▸ WHAT YOU WILL DO
Leave out the pictures and copy every record exactly.

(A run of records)
##########

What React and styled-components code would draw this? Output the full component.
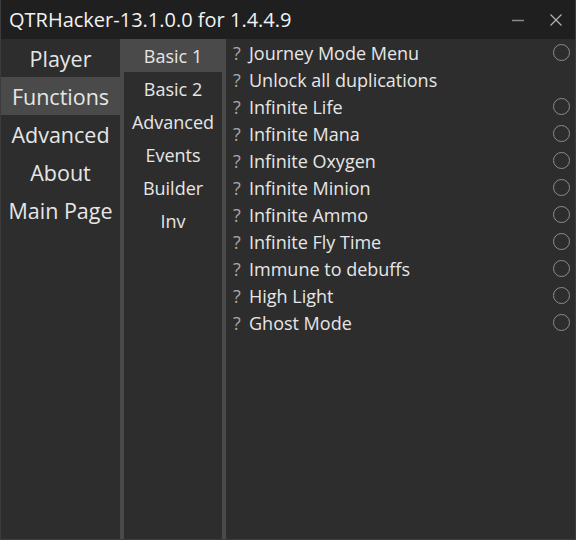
import React, { useState } from "react"
import styled, { createGlobalStyle } from 'styled-components';

const colors = {
  title: '#1f1f1f',
  body: '#2d2d2d',
  selected: '#4a4a4a',
  border: '#3c3c3c',
  text: '#e6e6e6',
  muted: '#a8a8a8',
};

const mainTabs = ['Player', 'Functions', 'Advanced', 'About', 'Main Page'];
const subTabs = ['Basic 1', 'Basic 2', 'Advanced', 'Events', 'Builder', 'Inv'];
const functions = [
  { name: 'Journey Mode Menu', toggle: true },
  { name: 'Unlock all duplications', toggle: false },
  { name: 'Infinite Life', toggle: true },
  { name: 'Infinite Mana', toggle: true },
  { name: 'Infinite Oxygen', toggle: true },
  { name: 'Infinite Minion', toggle: true },
  { name: 'Infinite Ammo', toggle: true },
  { name: 'Infinite Fly Time', toggle: true },
  { name: 'Immune to debuffs', toggle: true },
  { name: 'High Light', toggle: true },
  { name: 'Ghost Mode', toggle: true },
];

const App = () => {
  const [tab, setTab] = useState('Functions');
  const [sub, setSub] = useState('Basic 1');
  return (
    <>
      <GlobalStyle />
      <Window>
        <TitleBar>
          <Title>QTRHacker-13.1.0.0 for 1.4.4.9</Title>
          <Controls>
            <ControlButton>
              <svg width="14" height="14" viewBox="0 0 14 14">
                <line x1="1" y1="7.5" x2="13" y2="7.5" stroke="#8a8a8a" strokeWidth="1.5" />
              </svg>
            </ControlButton>
            <ControlButton>
              <svg width="14" height="14" viewBox="0 0 14 14">
                <path d="M1.5 1.5 L12.5 12.5 M12.5 1.5 L1.5 12.5" stroke="#b4b4b4" strokeWidth="1.2" fill="none" />
              </svg>
            </ControlButton>
          </Controls>
        </TitleBar>
        <Body>
          <MainNav>
            {mainTabs.map(t => (
              <MainTab key={t} $active={t === tab} onClick={() => setTab(t)}>{t}</MainTab>
            ))}
          </MainNav>
          <SubNav>
            {subTabs.map(t => (
              <SubTab key={t} $active={t === sub} onClick={() => setSub(t)}>{t}</SubTab>
            ))}
          </SubNav>
          <Content>
            {functions.map(f => (
              <Row key={f.name}>
                <Help>?</Help>
                <Label>{f.name}</Label>
                {f.toggle && <Radio />}
              </Row>
            ))}
          </Content>
        </Body>
      </Window>
    </>
  );
}

const GlobalStyle = createGlobalStyle`
  html, body {
    margin: 0;
    padding: 0;
    background: ${colors.body};
  }
  * { box-sizing: border-box; }
`;

const Window = styled.div`
  width: 576px;
  height: 540px;
  display: flex;
  flex-direction: column;
  border: 1px solid ${colors.border};
  border-top: none;
  background-color: ${colors.body};
  font-family: "Open Sans", "Noto Sans", sans-serif;
  color: ${colors.text};
  user-select: none;
`;

const TitleBar = styled.div`
  height: 39px;
  flex: none;
  display: flex;
  align-items: center;
  justify-content: space-between;
  background-color: ${colors.title};
  padding: 0 6px 0 8px;
`;

const Title = styled.div`
  font-size: 20px;
  color: #f2f2f2;
  padding-bottom: 1px;
`;

const Controls = styled.div`
  display: flex;
  align-items: center;
  gap: 12px;
`;

const ControlButton = styled.div`
  width: 26px;
  height: 26px;
  display: flex;
  align-items: center;
  justify-content: center;
`;

const Body = styled.div`
  flex: 1;
  display: flex;
  min-height: 0;
`;

const MainNav = styled.div`
  width: 123px;
  flex: none;
  display: flex;
  flex-direction: column;
  border-right: 4px solid ${colors.selected};
`;

const MainTab = styled.div`
  height: 38px;
  display: flex;
  align-items: center;
  justify-content: center;
  font-size: 21.5px;
  background-color: ${p => p.$active ? colors.selected : 'transparent'};
  cursor: pointer;
`;

const SubNav = styled.div`
  width: 102px;
  flex: none;
  display: flex;
  flex-direction: column;
  border-right: 4px solid ${colors.selected};
`;

const SubTab = styled.div`
  height: 33px;
  display: flex;
  align-items: center;
  justify-content: center;
  font-size: 18px;
  background-color: ${p => p.$active ? colors.selected : 'transparent'};
  cursor: pointer;
`;

const Content = styled.div`
  flex: 1;
  display: flex;
  flex-direction: column;
  padding: 0 5px 0 7px;
`;

const Row = styled.div`
  height: 27px;
  display: flex;
  align-items: center;
  font-size: 18px;
`;

const Help = styled.span`
  color: ${colors.muted};
  width: 16px;
`;

const Label = styled.span`
  flex: 1;
`;

const Radio = styled.span`
  width: 17px;
  height: 17px;
  border-radius: 50%;
  border: 1.5px solid #8c8c8c;
`;

export default App;
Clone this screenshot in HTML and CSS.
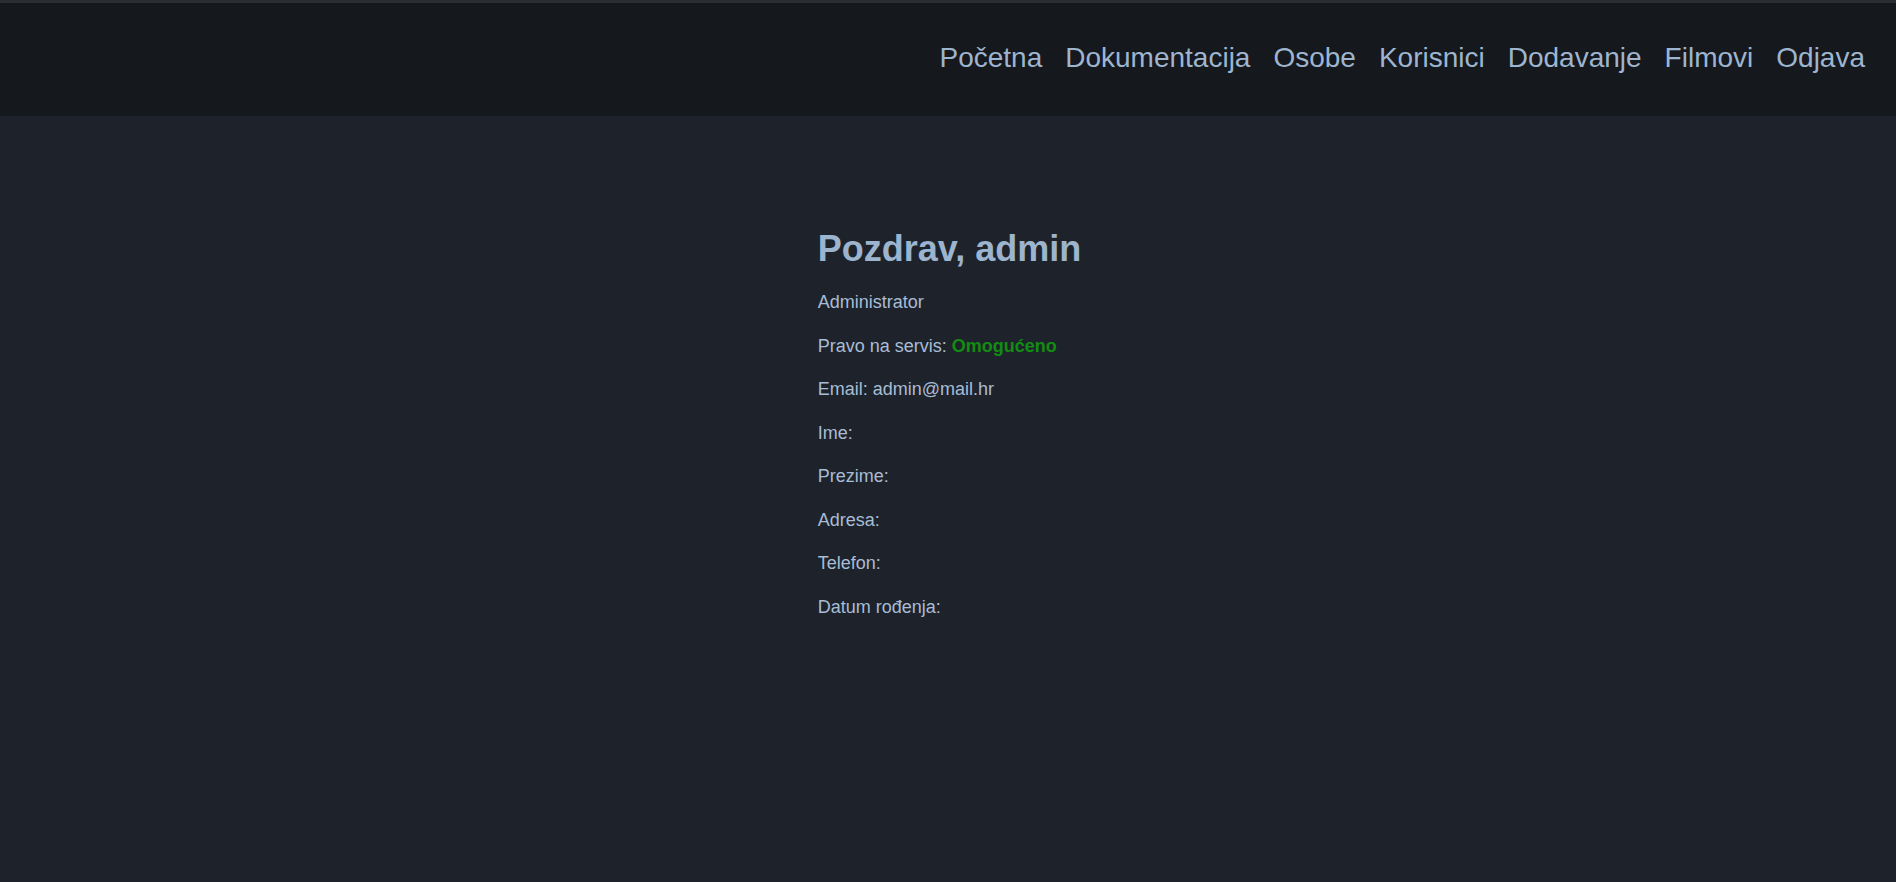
FILE: index.html
```html
<!DOCTYPE html>
<html lang="hr">
<head>
<meta charset="utf-8">
<title>Pozdrav, admin</title>
<link rel="stylesheet" href="styles.css">
</head>
<body>
<header class="topbar">
  <nav class="nav">
    <a href="#" class="nav-link">Početna</a>
    <a href="#" class="nav-link">Dokumentacija</a>
    <a href="#" class="nav-link">Osobe</a>
    <a href="#" class="nav-link">Korisnici</a>
    <a href="#" class="nav-link">Dodavanje</a>
    <a href="#" class="nav-link">Filmovi</a>
    <a href="#" class="nav-link">Odjava</a>
  </nav>
</header>
<main class="main">
  <section class="profile">
    <h1 class="title">Pozdrav, admin</h1>
    <div class="rows">
      <p class="row">Administrator</p>
      <p class="row">Pravo na servis: <span class="ok">Omogućeno</span></p>
      <p class="row">Email: admin@mail.hr</p>
      <p class="row">Ime:</p>
      <p class="row">Prezime:</p>
      <p class="row">Adresa:</p>
      <p class="row">Telefon:</p>
      <p class="row">Datum rođenja:</p>
    </div>
  </section>
</main>
</body>
</html>
```
FILE: styles.css
```css
html, body {
  margin: 0;
  padding: 0;
}
body {
  background: #1e232b;
  font-family: "Liberation Sans", Arial, sans-serif;
  color: #a8bcd5;
  min-height: 100vh;
}
.topbar {
  border-top: 3px solid #2c2d32;
  background: #15181d;
  height: 113px;
  display: flex;
  align-items: center;
  justify-content: flex-end;
  padding-right: 31px;
}
.nav {
  display: flex;
  gap: 23px;
  margin-bottom: 3px;
}
.nav-link {
  font-size: 28px;
  line-height: 32px;
  color: #9db5cf;
  text-decoration: none;
}
.main {
  display: flex;
  justify-content: center;
  padding-top: 111px;
  padding-left: 3px;
}
.profile {
  display: flex;
  flex-direction: column;
}
.title {
  margin: 0 0 19px;
  font-size: 36px;
  line-height: 43.2px;
  font-weight: bold;
  color: #9cb4ce;
}
.rows {
  display: flex;
  flex-direction: column;
  gap: 16.5px;
}
.row {
  margin: 0;
  font-size: 18px;
  line-height: 27px;
}
.ok {
  color: #128c12;
  font-weight: bold;
}
```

##########

▸ ANSWER TO THE TASK
What React and styled-components code would draw this? Output the full component.
import React, { useState } from "react"
import styled, { createGlobalStyle } from 'styled-components';

const colors = {
  title: '#1f1f1f',
  body: '#2d2d2d',
  selected: '#4a4a4a',
  border: '#3c3c3c',
  text: '#e6e6e6',
  muted: '#a8a8a8',
};

const mainTabs = ['Player', 'Functions', 'Advanced', 'About', 'Main Page'];
const subTabs = ['Basic 1', 'Basic 2', 'Advanced', 'Events', 'Builder', 'Inv'];
const functions = [
  { name: 'Journey Mode Menu', toggle: true },
  { name: 'Unlock all duplications', toggle: false },
  { name: 'Infinite Life', toggle: true },
  { name: 'Infinite Mana', toggle: true },
  { name: 'Infinite Oxygen', toggle: true },
  { name: 'Infinite Minion', toggle: true },
  { name: 'Infinite Ammo', toggle: true },
  { name: 'Infinite Fly Time', toggle: true },
  { name: 'Immune to debuffs', toggle: true },
  { name: 'High Light', toggle: true },
  { name: 'Ghost Mode', toggle: true },
];

const App = () => {
  const [tab, setTab] = useState('Functions');
  const [sub, setSub] = useState('Basic 1');
  return (
    <>
      <GlobalStyle />
      <Window>
        <TitleBar>
          <Title>QTRHacker-13.1.0.0 for 1.4.4.9</Title>
          <Controls>
            <ControlButton>
              <svg width="14" height="14" viewBox="0 0 14 14">
                <line x1="1" y1="7.5" x2="13" y2="7.5" stroke="#8a8a8a" strokeWidth="1.5" />
              </svg>
            </ControlButton>
            <ControlButton>
              <svg width="14" height="14" viewBox="0 0 14 14">
                <path d="M1.5 1.5 L12.5 12.5 M12.5 1.5 L1.5 12.5" stroke="#b4b4b4" strokeWidth="1.2" fill="none" />
              </svg>
            </ControlButton>
          </Controls>
        </TitleBar>
        <Body>
          <MainNav>
            {mainTabs.map(t => (
              <MainTab key={t} $active={t === tab} onClick={() => setTab(t)}>{t}</MainTab>
            ))}
          </MainNav>
          <SubNav>
            {subTabs.map(t => (
              <SubTab key={t} $active={t === sub} onClick={() => setSub(t)}>{t}</SubTab>
            ))}
          </SubNav>
          <Content>
            {functions.map(f => (
              <Row key={f.name}>
                <Help>?</Help>
                <Label>{f.name}</Label>
                {f.toggle && <Radio />}
              </Row>
            ))}
          </Content>
        </Body>
      </Window>
    </>
  );
}

const GlobalStyle = createGlobalStyle`
  html, body {
    margin: 0;
    padding: 0;
    background: ${colors.body};
  }
  * { box-sizing: border-box; }
`;

const Window = styled.div`
  width: 576px;
  height: 540px;
  display: flex;
  flex-direction: column;
  border: 1px solid ${colors.border};
  border-top: none;
  background-color: ${colors.body};
  font-family: "Open Sans", "Noto Sans", sans-serif;
  color: ${colors.text};
  user-select: none;
`;

const TitleBar = styled.div`
  height: 39px;
  flex: none;
  display: flex;
  align-items: center;
  justify-content: space-between;
  background-color: ${colors.title};
  padding: 0 6px 0 8px;
`;

const Title = styled.div`
  font-size: 20px;
  color: #f2f2f2;
  padding-bottom: 1px;
`;

const Controls = styled.div`
  display: flex;
  align-items: center;
  gap: 12px;
`;

const ControlButton = styled.div`
  width: 26px;
  height: 26px;
  display: flex;
  align-items: center;
  justify-content: center;
`;

const Body = styled.div`
  flex: 1;
  display: flex;
  min-height: 0;
`;

const MainNav = styled.div`
  width: 123px;
  flex: none;
  display: flex;
  flex-direction: column;
  border-right: 4px solid ${colors.selected};
`;

const MainTab = styled.div`
  height: 38px;
  display: flex;
  align-items: center;
  justify-content: center;
  font-size: 21.5px;
  background-color: ${p => p.$active ? colors.selected : 'transparent'};
  cursor: pointer;
`;

const SubNav = styled.div`
  width: 102px;
  flex: none;
  display: flex;
  flex-direction: column;
  border-right: 4px solid ${colors.selected};
`;

const SubTab = styled.div`
  height: 33px;
  display: flex;
  align-items: center;
  justify-content: center;
  font-size: 18px;
  background-color: ${p => p.$active ? colors.selected : 'transparent'};
  cursor: pointer;
`;

const Content = styled.div`
  flex: 1;
  display: flex;
  flex-direction: column;
  padding: 0 5px 0 7px;
`;

const Row = styled.div`
  height: 27px;
  display: flex;
  align-items: center;
  font-size: 18px;
`;

const Help = styled.span`
  color: ${colors.muted};
  width: 16px;
`;

const Label = styled.span`
  flex: 1;
`;

const Radio = styled.span`
  width: 17px;
  height: 17px;
  border-radius: 50%;
  border: 1.5px solid #8c8c8c;
`;

export default App;
Clone this screenshot in HTML and CSS.
FILE: index.html
```html
<!DOCTYPE html>
<html lang="hr">
<head>
<meta charset="utf-8">
<title>Pozdrav, admin</title>
<link rel="stylesheet" href="styles.css">
</head>
<body>
<header class="topbar">
  <nav class="nav">
    <a href="#" class="nav-link">Početna</a>
    <a href="#" class="nav-link">Dokumentacija</a>
    <a href="#" class="nav-link">Osobe</a>
    <a href="#" class="nav-link">Korisnici</a>
    <a href="#" class="nav-link">Dodavanje</a>
    <a href="#" class="nav-link">Filmovi</a>
    <a href="#" class="nav-link">Odjava</a>
  </nav>
</header>
<main class="main">
  <section class="profile">
    <h1 class="title">Pozdrav, admin</h1>
    <div class="rows">
      <p class="row">Administrator</p>
      <p class="row">Pravo na servis: <span class="ok">Omogućeno</span></p>
      <p class="row">Email: admin@mail.hr</p>
      <p class="row">Ime:</p>
      <p class="row">Prezime:</p>
      <p class="row">Adresa:</p>
      <p class="row">Telefon:</p>
      <p class="row">Datum rođenja:</p>
    </div>
  </section>
</main>
</body>
</html>
```
FILE: styles.css
```css
html, body {
  margin: 0;
  padding: 0;
}
body {
  background: #1e232b;
  font-family: "Liberation Sans", Arial, sans-serif;
  color: #a8bcd5;
  min-height: 100vh;
}
.topbar {
  border-top: 3px solid #2c2d32;
  background: #15181d;
  height: 113px;
  display: flex;
  align-items: center;
  justify-content: flex-end;
  padding-right: 31px;
}
.nav {
  display: flex;
  gap: 23px;
  margin-bottom: 3px;
}
.nav-link {
  font-size: 28px;
  line-height: 32px;
  color: #9db5cf;
  text-decoration: none;
}
.main {
  display: flex;
  justify-content: center;
  padding-top: 111px;
  padding-left: 3px;
}
.profile {
  display: flex;
  flex-direction: column;
}
.title {
  margin: 0 0 19px;
  font-size: 36px;
  line-height: 43.2px;
  font-weight: bold;
  color: #9cb4ce;
}
.rows {
  display: flex;
  flex-direction: column;
  gap: 16.5px;
}
.row {
  margin: 0;
  font-size: 18px;
  line-height: 27px;
}
.ok {
  color: #128c12;
  font-weight: bold;
}
```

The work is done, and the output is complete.